Evidemment je suis tombée sur Nicolas à l'entrée :
On ne peut comprendre la facilité avec laquelle les Japonais renoncent à la vie si l'on ne sait pas à quel point cette vie peut être épineuse, contrainte sans issue ni espoir de changement.
Nicolas Bouvier - Le vide et le plein : carnets du Japon 1964-1970
Et le livre, en version poche est dans une vitrine. ce pourrait être le mien, un peu écorné et usé d'avoir voyagé et trainé dans des sacs. Nicolas me faisait un clin d'oeil dix ans après.
L'exposition est courte, les photos d'une beauté poétique et réelle à la fois. Il faut écouter l'histoire de chacune d'elle contée par Pierre-Eli de Pribrac, alors elles prennent une troisième dimension, une profondeur qui leur donne une vie bien au delà de l'image : elles parlent des gens, de leurs histoires, des liens, de leur intimité et du sens de leur vie.
Tout ce dont je n'ai pas eu accès et qui m'a profondément manqué lors de ce voyage en 2010.
J'écrivais à l'époque :
C'est à la fois reposant et angoissant cette discipline, ce conformisme.
J'ai toujours pensé que les gens propres sur eux avaient des choses terribles à cacher. Plus on montre du blanc, plus notre profondeur est noire. Alors ces Japonais, ils cachent quoi?
Nicolas (Bouvier, nous sommes devenus intimes depuis que je le lis tous les soirs) dit qu'ils cachent surtout du vide, d'où le titre « le vide et le plein ». Il les compare aux bambous : lisses, jolis, irréprochables pour cacher du vide.
Autant de politesse et d'obséquiosité m'inquiètent, je trouve cela louche
Le projet de Pierre-Eli de Pibrac n'est pas un photoreportage, c'est une immersion dans le pays, comme Nicolas Bouvier. Ses photos sont pensées autour de la relation qu'il crée avec les personnes qu'il photographie, elles peuvent prendre longtemps : de 1h30 pour que sa chambre photographique dégèle dans les bains publics à plusieurs mois pour trouver le pont idoine qui symbolise le lien qu'il cherche à représenter entre le père et la fille.
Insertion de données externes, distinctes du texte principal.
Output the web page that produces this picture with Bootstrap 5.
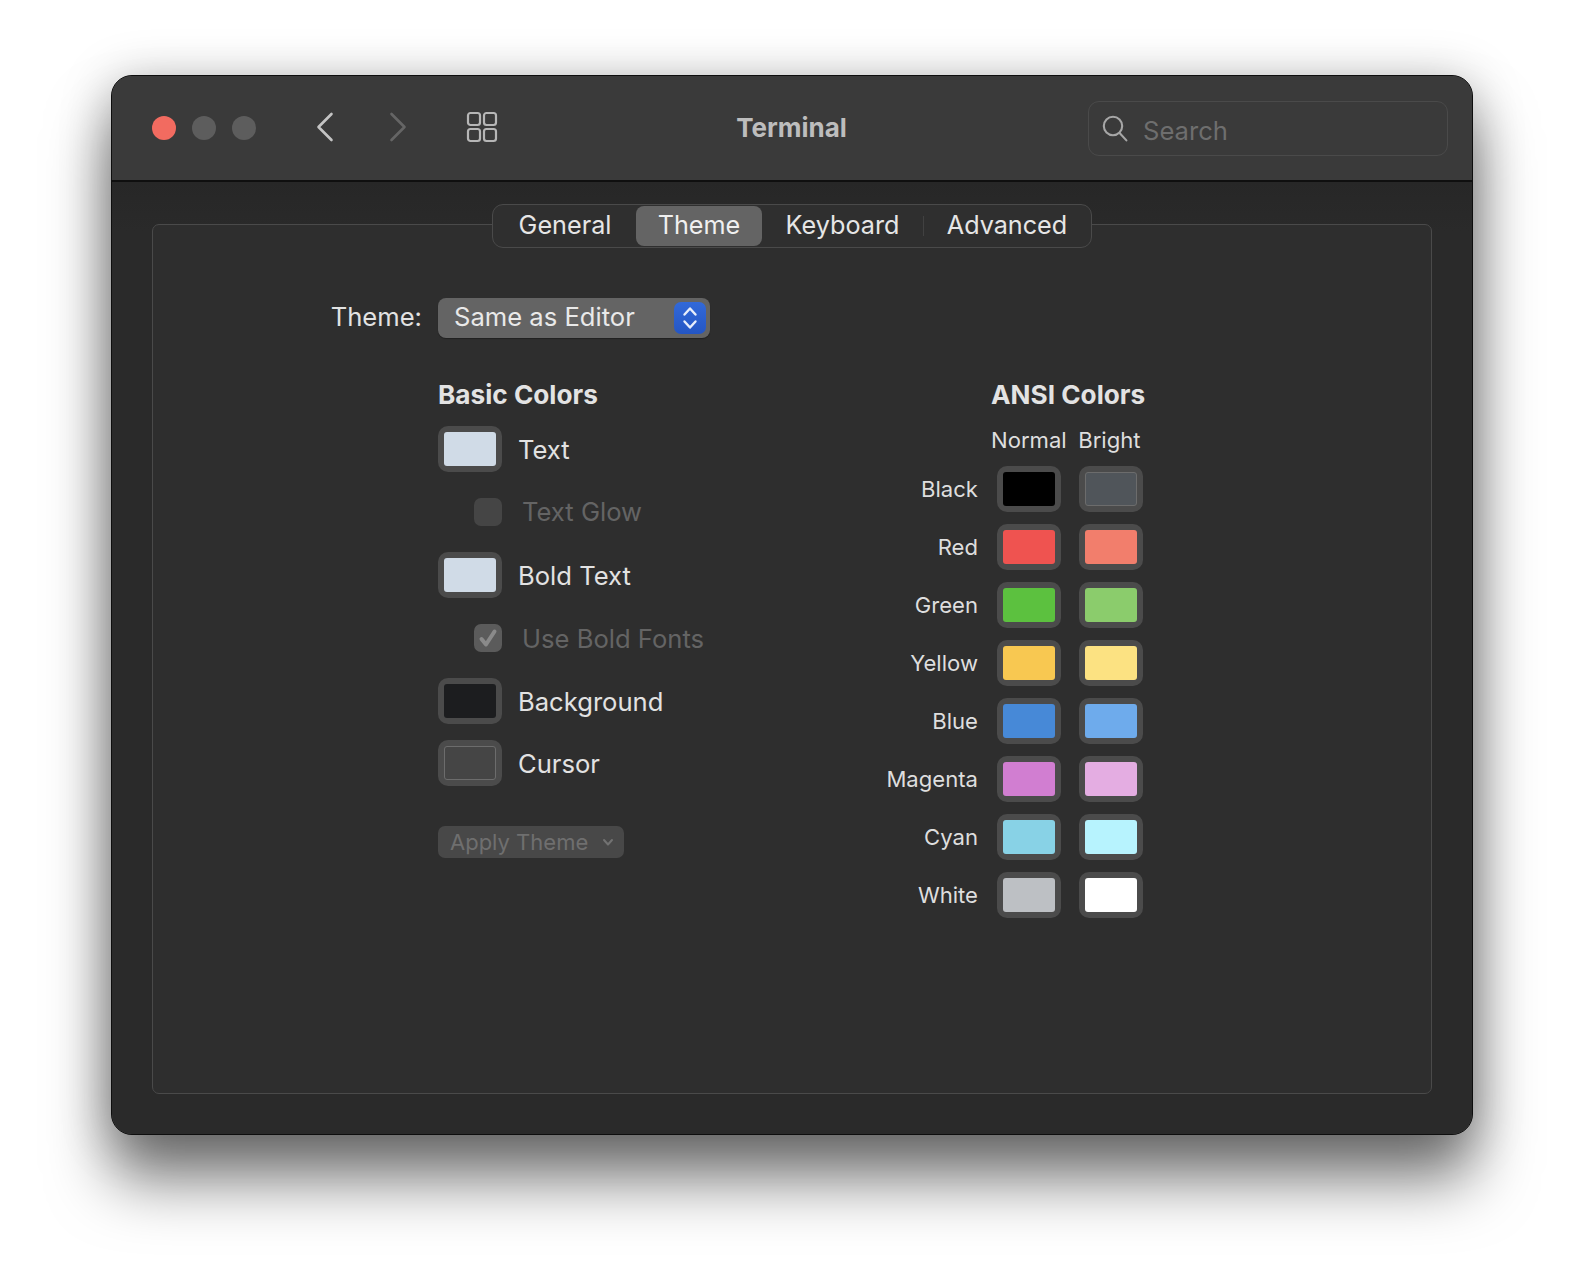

Ce photographe m'a donné accès au "plein" de ce pays, à l'inaccessible quand j'étais de passage.
En tant que personne vivant l'instant présent, je veux nourrir immédiatement mes pensées et mes sentiments afin de les relier à l'avenir. Si mon souhait se réalise, quand viendra la fin, lorsque j'exhalerai mon dernier souffle, je pourrai dire spontanément que j'ai vécu une vie pure et belle.
Quand Pierre-Eli m'a proposé de témoigner, des troubles de mémoire se sont déclenchés et je n'ai plus eu de mot pour m'exprimer, mon coeur ne me parlait plus.
Takuya, survivant de Fukushima @Portait éphémère du Japon
C'est une exposition toute en intensité et en douceur, qui parce qu'il écoute le coeur des gens, parle au mien, celui d'aujourd'hui, celui qui ne fait pas que battre.
Enfin parce qu'une journée ne s'achève pas uniquement comme ça, mon iFille et moi avons regardé un film japonais Love Life de Koji Fukada. Des coeurs qui battent, on les sent, on les entend, encore une fois l'émotion est retenue, la conversation réduite, l'image aseptisée.
L'histoire est un drame et se termine par "allons faire un tour pour nous donner faim avant de passer à table".
Aurions-nous apprécié ce film sans l'exposition de l'après midi?
Ce pays ne se laisse pas approcher sans effort, je le mesure en écrivant aujourd'hui, et en laissant le dernier mot à Nicolas (encore)
Le voyageur écrit pour mesurer une distance qu'il ne connait pas ou qu'il n'a pas encore franchie.
Nicolas Bouvier - Le vide et le plein : carnets du Japon 1964-1970
Il me faudra encore des années et bien des écrits avant de franchir une quelconque distance avec ce pays. Après ces quelques lignes, l'indifférence d'il y a dix ans a fait place à de la curiosité, grâce à un voyageur qui, un jour, a imaginé aller au Japon. C'est déja ça.